Pay Madness

 

Raving Madness
Caius Gabriel Cibber (1630-1700)
Photo Credit: Bethlem Museum of the Mind [CC BY-NC]


The boss of British Gas owner Centrica has said it is "impossible to justify" his £4.5m pay packet.

Chris O'Shea said there was "no point" trying to justify his huge salary when millions of his customers were struggling to pay their heating bills due to soaring energy costs.

 O'Shea, who has been chief executive of Centrica since 2020, received bonuses totalling £3.7m in 2022 on top of his £790,000 salary. The bonuses were paid out as Centrica made record profits of £3.3bn after oil and gas prices jumped following Russia's invasion of Ukraine.

"You can't justify a salary of that size," O'Shea told the BBC yesterday. "It's a huge amount of money. I am incredibly fortunate. I don't set my own pay. That's set by our remuneration committee."...

Asked for the second time by the BBC Breakfast host Charlie Stayt to justify accepting the bonus now, he said: "You can't, because it's a huge amount of money to anybody looking at this."

He gestured towards Stayt and co-presenter Naga Munchetty and added: "I suppose for the same reason, I mean, if you look, the average salary in the UK is around £30,000. It's not for me to set my own pay. It's not for you to set your own pay. But you've got to recognise that when you've got people who are struggling, and I look at my mum who's on the basic state pension, it's just impossible to justify, so there's no point in trying to do that...

Andrew Speke, spokesperson for the High Pay Centre, a thinktank focused on pay, corporate governance and responsible business, said O'Shea's inability to justify his own income was a clear sign that executive pay across the country was out of control.

"It's rare for a CEO to admit their pay is too high, particularly when many FTSE CEOs are complaining that their pay is too low," Speke said. "Nevertheless one would expect someone paid such a huge sum to show greater leadership and responsibility and actively challenge the pay setting process, rather than saying he doesn't deserve it, before shrugging and accepting it anyway.
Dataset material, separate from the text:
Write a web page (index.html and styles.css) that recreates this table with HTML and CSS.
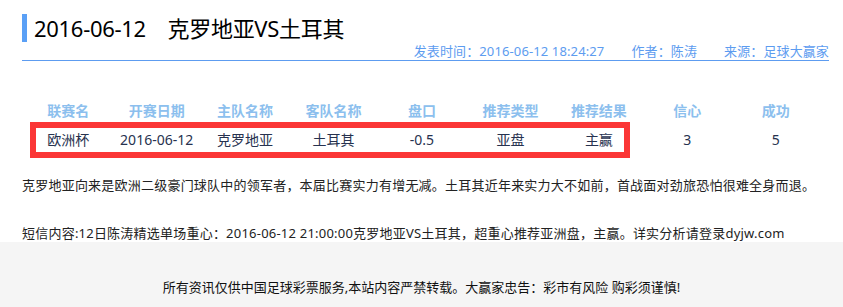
FILE: index.html
```html
<!DOCTYPE html>
<html lang="zh-CN">
<head>
<meta charset="utf-8">
<title>2016-06-12 克罗地亚VS土耳其</title>
<link rel="stylesheet" href="styles.css">
</head>
<body>
<div class="page">
  <div class="article">
    <h1 class="title">2016-06-12　克罗地亚VS土耳其</h1>
    <div class="meta">
      <span>发表时间：2016-06-12 18:24:27</span>
      <span class="meta-item">作者：陈涛</span>
      <span class="meta-item">来源：足球大赢家</span>
    </div>
    <div class="table">
      <div class="row head">
        <div>联赛名</div><div>开赛日期</div><div>主队名称</div><div>客队名称</div><div>盘口</div><div>推荐类型</div><div>推荐结果</div><div>信心</div><div>成功</div>
      </div>
      <div class="row data">
        <div>欧洲杯</div><div>2016-06-12</div><div>克罗地亚</div><div>土耳其</div><div>-0.5</div><div>亚盘</div><div>主赢</div><div>3</div><div>5</div>
      </div>
      <div class="highlight"></div>
    </div>
    <p class="text first">克罗地亚向来是欧洲二级豪门球队中的领军者，本届比赛实力有增无减。土耳其近年来实力大不如前，首战面对劲旅恐怕很难全身而退。</p>
    <p class="text second">短信内容:12日陈涛精选单场重心：2016-06-12 21:00:00克罗地亚VS土耳其，超重心推荐亚洲盘，主赢。详实分析请登录dyjw.com</p>
  </div>
  <div class="footer">所有资讯仅供中国足球彩票服务,本站内容严禁转载。大赢家忠告：彩市有风险 购彩须谨慎!</div>
</div>
</body>
</html>
```
FILE: styles.css
```css
* { box-sizing: border-box; }
html, body { margin: 0; padding: 0; background: #fff; }
body {
  font-family: "Noto Sans", "Noto Sans CJK SC", sans-serif;
  color: #222;
}
.article {
  width: 807px;
  margin-left: 22px;
  padding-top: 14px;
}
.title {
  margin: 0;
  font-size: 22px;
  font-weight: normal;
  line-height: 28px;
  height: 28px;
  color: #000;
  border-left: 5px solid #5aa0f6;
  padding-left: 7px;
  letter-spacing: -0.3px;
}
.meta {
  display: flex;
  justify-content: flex-end;
  font-size: 13px;
  line-height: 17px;
  padding-top: 1px;
  color: #5d9cf0;
  border-bottom: 1px solid #5d9cf0;
  white-space: nowrap;
  letter-spacing: 0.12px;
}
.meta-item { margin-left: 27px; }
.table {
  position: relative;
  margin-top: 36px;
  margin-left: 2px;
  width: 796px;
}
.row {
  display: grid;
  grid-template-columns: repeat(9, 1fr);
  text-align: center;
  font-size: 14px;
}
.row.head {
  height: 28px;
  line-height: 28px;
  color: #8cbfee;
  font-weight: bold;
}
.row.data {
  margin-top: 1px;
  height: 28px;
  line-height: 28px;
  color: #27324f;
}
.highlight {
  position: absolute;
  left: 6px;
  top: 25px;
  width: 600px;
  height: 36px;
  border: 6px solid #fb3636;
}
.text {
  margin: 0;
  font-size: 13px;
  line-height: 18px;
  color: #222;
  white-space: nowrap;
  letter-spacing: 0.22px;
}
.text.first { margin-top: 22px; }
.text.second { margin-top: 30px; }
.footer {
  background: #f5f5f5;
  height: 67px;
  padding-top: 36px;
  text-align: center;
  font-size: 13px;
  line-height: 18px;
  color: #111;
}
```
"This is just one example of an executive pay model across corporate Britain, where how much an executive is paid is rarely aligned with how well their company has served its customers and wider society

"Mandating workers on boards would be one step towards ending this culture of rewarding failure."

(Rupert Neate, The Guardian, 2024)

Didn't the consumer group Which name British Gas as the worst energy supplier for customer service? 

 The top salary for an experienced consultant working in the NHS is around £126,000. The Prime Minister receives £164,00. The TV presenter Naga Munchetty gets paid between £335,000 - £339,000 a year. The boss of  Centrica - £4.5 million. What kind of madness is this?